Yep, but clocking and overclocking aren't the same word, are they? :slap:

:lovetpu:

Also, I come from the world where Samsung makes 2400/2666 MHz ICs, and memory makers overclock them and sell them @ much higher speeds, so we just gonna go back and forth on this. What the memory OEMs do isn't very different from what I'm doing.:cry:

I don't cover OC in greater detail because each person's results will vary greatly based on what other stuff they install. :fear: Someone can buy the exact same hardware I use, and get far worse results. Yet a motherboard makes specific claims as to memory support, which I do test. :ohwell: Just because the results aren't shown doesn't mean I didn't do it... there's something to be said about the economy of words.
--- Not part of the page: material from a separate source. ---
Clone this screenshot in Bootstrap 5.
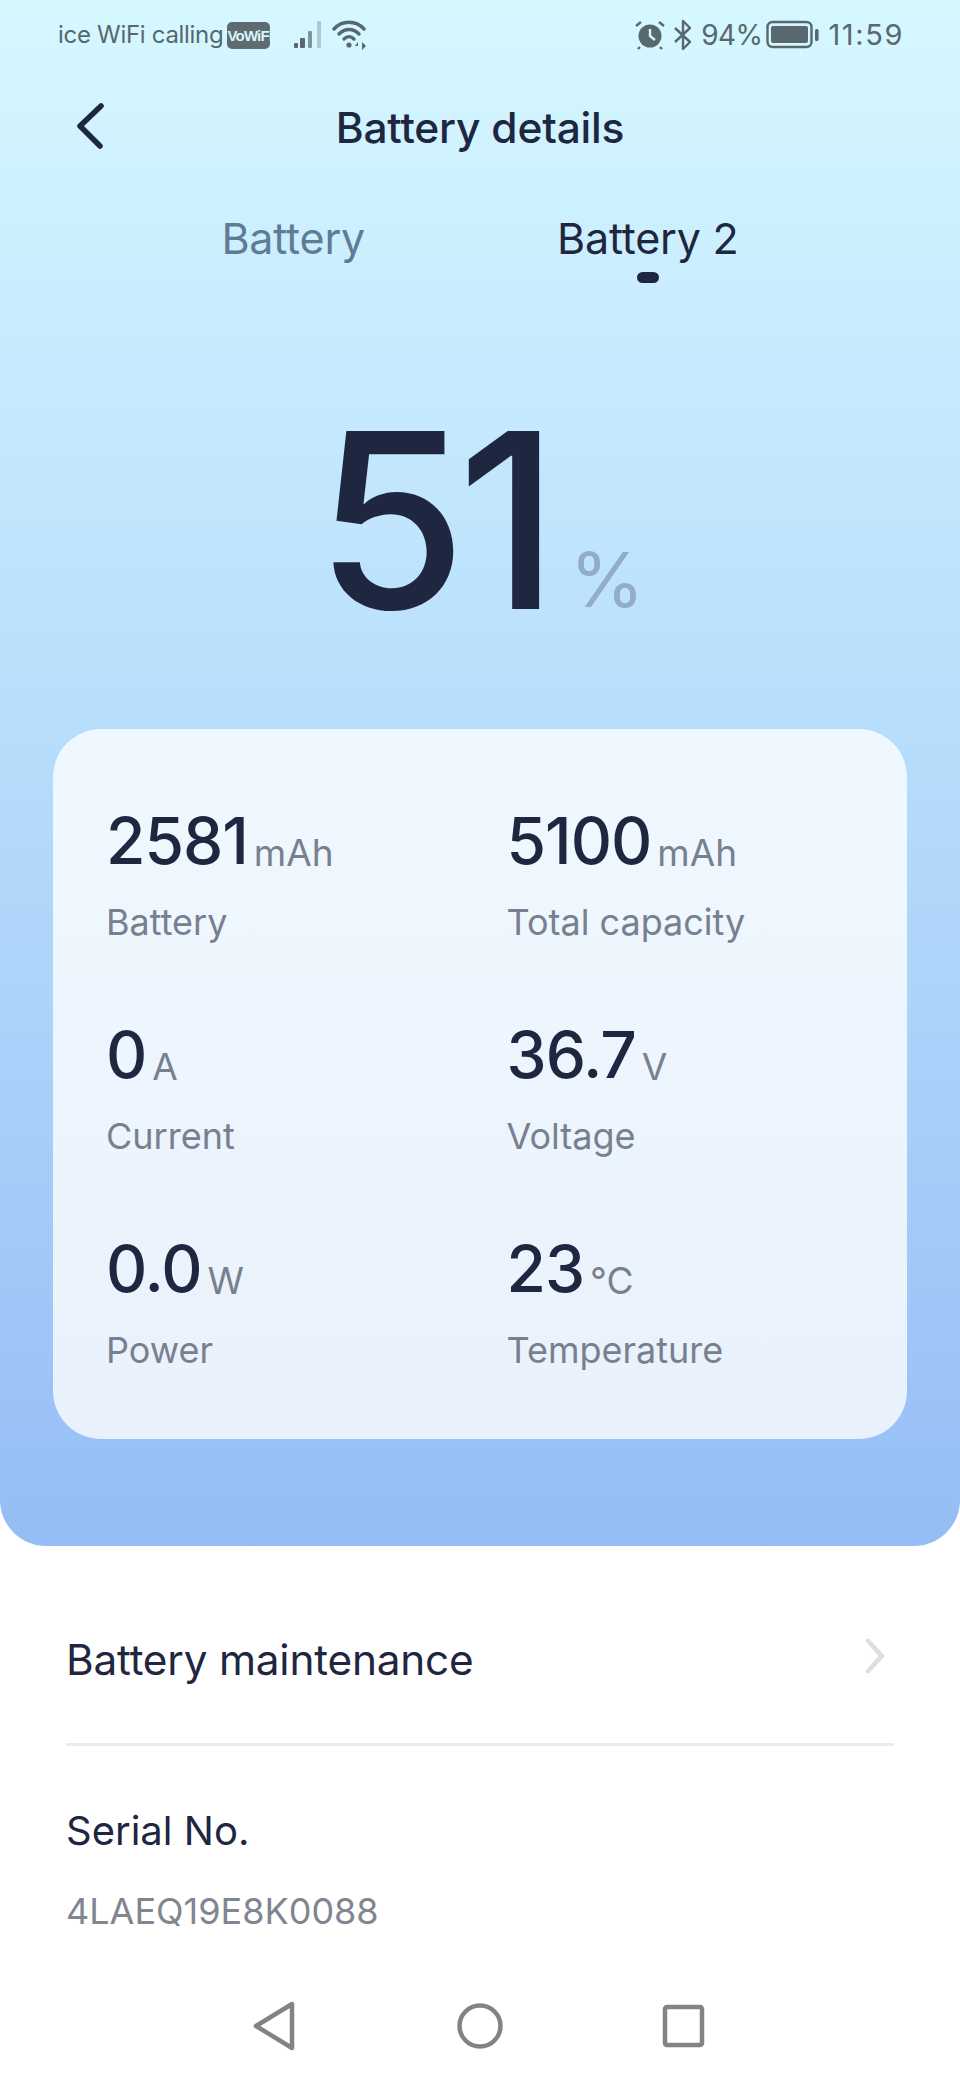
<!DOCTYPE html>
<html lang="en">
<head>
    <meta charset="UTF-8">
    <meta name="viewport" content="width=device-width, initial-scale=1.0">
    <title>Battery details</title>
    <link rel="stylesheet" href="https://cdn.jsdelivr.net/npm/bootstrap@5.3.0/dist/css/bootstrap.min.css">
    <style>
        body {
            font-family: Inter, "Noto Sans", sans-serif;
            background: #fff;
            color: #1e2640;
            width: 960px;
            height: 2080px;
            overflow: hidden;
        }
        .hero {
            height: 1546px;
            padding: 0 53px;
            background: linear-gradient(180deg, #d6f8ff 0%, #c6eafe 25%, #b5dcfb 50%, #a6cdf8 75%, #94bdf5 100%);
            border-radius: 0 0 46px 46px;
        }
        .status-bar {
            height: 70px;
            padding: 0 3px 0 5px;
            color: #58686e;
            font-size: 24px;
            letter-spacing: -.3px;
        }
        .status-big { font-size: 28px; letter-spacing: -.6px; }
        .status-time { font-size: 29px; letter-spacing: 1.6px; }
        .vowifi {
            background: #5e6b70;
            color: #d8f5fc;
            font: 700 15px/27px "Liberation Sans Narrow", "Liberation Sans", sans-serif;
            width: 43px;
            height: 27px;
            border-radius: 5px;
            text-align: center;
            letter-spacing: -.8px;
        }
        .title-bar { height: 118px; padding-bottom: 3px; }
        .title-bar h1 { font-size: 42.5px; font-weight: 500; margin: 0; letter-spacing: -.2px; }
        .back-btn { position: absolute; left: 22px; top: 33px; }
        .tabs { height: 100px; gap: 192px; }
        .tab-item { font-size: 43px; color: #5f7c96; position: relative; letter-spacing: -.2px; }
        .tab-item.active { color: #1e2640; }
        .tab-item.active::after {
            content: "";
            position: absolute;
            left: 50%;
            bottom: -13px;
            width: 22px;
            height: 11px;
            margin-left: -11px;
            border-radius: 6px;
            background: #1e2640;
        }
        .level { height: 441px; padding-bottom: 86px; }
        .level-num { font-size: 244px; font-weight: 450; line-height: 1; letter-spacing: -9px; }
        .level-unit { font-size: 76px; color: #93adc6; line-height: 1; margin-left: 20px; margin-bottom: 26px; }
        .stat-card {
            height: 710px;
            margin: 0;
            padding: 74px 0 0 53px;
            border: 0;
            border-radius: 48px;
            background: linear-gradient(180deg, #f0f8ff, #e9f2fc);
        }
        .stat-cell { height: 214px; }
        .stat-val { font-size: 64px; font-weight: 500; line-height: 76px; letter-spacing: -1px; }
        .stat-unit { font-size: 37px; font-weight: 400; color: #78808f; margin-left: 6px; letter-spacing: 0; position: relative; top: 2px; }
        .stat-label { font-size: 36px; line-height: 44px; color: #78808f; margin-top: 11px; }
        .info-list { padding: 0 66px; }
        .info-row { height: 200px; padding-top: 30px; border-bottom: 3px solid #e8eaec; font-size: 42.3px; letter-spacing: -.2px; }
        .serial { padding-top: 57px; }
        .serial-name { font-size: 40px; line-height: 56px; }
        .serial-no { font-size: 36px; line-height: 44px; color: #808590; margin-top: 30px; }
        .nav-bar { position: absolute; left: 0; right: 0; bottom: 28px; height: 52px; }
    </style>
</head>
<body>

    <div class="hero position-relative">
        <!-- status bar -->
        <div class="status-bar d-flex align-items-center justify-content-between">
            <div class="d-flex align-items-center">
                <span>ice WiFi calling</span>
                <span class="vowifi ms-1">VoWiFi</span>
                <svg class="ms-4" width="30" height="28" viewBox="0 0 30 28">
                    <rect x="0" y="22" width="4" height="5" rx="1" fill="#58686e"/>
                    <rect x="6" y="17" width="5" height="10" rx="1" fill="#58686e"/>
                    <rect x="14" y="10" width="4" height="17" rx="1" fill="#7f959d"/>
                    <rect x="23" y="0" width="4" height="27" rx="1" fill="#b0c8d0"/>
                </svg>
                <svg class="ms-2" width="36" height="30" viewBox="0 0 36 30" fill="none" stroke="#58686e" stroke-width="3.4" stroke-linecap="round">
                    <path d="M2 9C10 0 24 0 32 9"/>
                    <path d="M7 14C13 8 21 8 27 14"/>
                    <path d="M12 19C15 16 19 16 22 19"/>
                    <circle cx="17" cy="25" r="2.6" fill="#58686e" stroke="none"/>
                    <path d="M26 22l-3 4h3zM30 22v8l4-4z" fill="#58686e" stroke="none"/>
                </svg>
            </div>
            <div class="d-flex align-items-center">
                <svg width="30" height="30" viewBox="0 0 30 30">
                    <circle cx="15" cy="16" r="11.5" fill="#58686e"/>
                    <path d="M15 9v7l5 4" fill="none" stroke="#d4f5fd" stroke-width="2.4"/>
                    <path d="M1 6l5-4M29 6l-5-4M5 27l-2 2M25 27l2 2" stroke="#58686e" stroke-width="2.4"/>
                </svg>
                <svg class="ms-2" width="20" height="32" viewBox="0 0 20 32" fill="none" stroke="#58686e" stroke-width="2.4" stroke-linejoin="round">
                    <path d="M2 9l15 14-7 7V2l7 7L2 23"/>
                </svg>
                <span class="status-big ms-2">94%</span>
                <svg class="ms-1" width="54" height="30" viewBox="0 0 54 30">
                    <rect x="1.5" y="2" width="44" height="25" rx="5" fill="none" stroke="#58686e" stroke-width="2.4"/>
                    <rect x="5" y="6" width="37" height="17" rx="2" fill="#58686e"/>
                    <rect x="49" y="9" width="3.6" height="12" rx="1.6" fill="#58686e"/>
                </svg>
                <span class="status-time ms-2">11:59</span>
            </div>
        </div>

        <!-- title -->
        <div class="title-bar position-relative d-flex align-items-center justify-content-center">
            <svg class="back-btn" width="30" height="46" viewBox="0 0 30 46" fill="none" stroke="#1e2640" stroke-width="5.5" stroke-linecap="round" stroke-linejoin="round">
                <path d="M26 3L5 23l20 20"/>
            </svg>
            <h1>Battery details</h1>
        </div>

        <!-- tabs -->
        <div class="tabs d-flex align-items-center justify-content-center">
            <span class="tab-item">Battery</span>
            <span class="tab-item active">Battery 2</span>
        </div>

        <!-- level -->
        <div class="level d-flex justify-content-center align-items-end">
            <span class="level-num">51</span>
            <span class="level-unit">%</span>
        </div>

        <!-- stats -->
        <div class="card stat-card">
            <div class="row g-0">
                <div class="col-6 stat-cell">
                    <div class="stat-val">2581<span class="stat-unit">mAh</span></div>
                    <div class="stat-label">Battery</div>
                </div>
                <div class="col-6 stat-cell">
                    <div class="stat-val">5100<span class="stat-unit">mAh</span></div>
                    <div class="stat-label">Total capacity</div>
                </div>
                <div class="col-6 stat-cell">
                    <div class="stat-val">0<span class="stat-unit">A</span></div>
                    <div class="stat-label">Current</div>
                </div>
                <div class="col-6 stat-cell">
                    <div class="stat-val">36.7<span class="stat-unit">V</span></div>
                    <div class="stat-label">Voltage</div>
                </div>
                <div class="col-6 stat-cell">
                    <div class="stat-val">0.0<span class="stat-unit">W</span></div>
                    <div class="stat-label">Power</div>
                </div>
                <div class="col-6 stat-cell">
                    <div class="stat-val">23<span class="stat-unit">°C</span></div>
                    <div class="stat-label">Temperature</div>
                </div>
            </div>
        </div>
    </div>

    <div class="info-list">
        <div class="info-row d-flex align-items-center justify-content-between">
            <span>Battery maintenance</span>
            <svg class="me-2 mb-2" width="22" height="36" viewBox="0 0 22 36" fill="none" stroke="#dcdee2" stroke-width="4.5" stroke-linecap="round" stroke-linejoin="round">
                <path d="M4 3l14 15L4 33"/>
            </svg>
        </div>
        <div class="serial">
            <div class="serial-name">Serial No.</div>
            <div class="serial-no">4LAEQ19E8K0088</div>
        </div>
    </div>

    <!-- system nav -->
    <div class="nav-bar d-flex justify-content-center">
        <svg width="960" height="52" viewBox="0 0 960 52" fill="none" stroke="#838383" stroke-width="4.5" stroke-linejoin="round">
            <path d="M292 4v44L256 26z"/>
            <circle cx="480" cy="26" r="20.5"/>
            <rect x="665" y="7" width="37" height="38" rx="2"/>
        </svg>
    </div>

    <script src="https://cdn.jsdelivr.net/npm/bootstrap@5.3.0/dist/js/bootstrap.bundle.min.js"></script>
</body>
</html>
I could drop screenshots, but why? I like the discussion. Elmor can be critical about boards being boring, yet he also says they sell fine, so what exactly is the problem? A dude that works in the industry has gotten board(sic :p) with his job, and we are all supposed to react? Please. :wtf:

Those chosen settings I have for each platform on OC does show differences in board's BIOS and how they react to the exact same hardware and settings, and how that affects the end user, will be something that is mentioned. You'll see more in the next X299 review. I didn't just review this board and call it good...

Earthdog is waiting for more boards? Err... why? I know why...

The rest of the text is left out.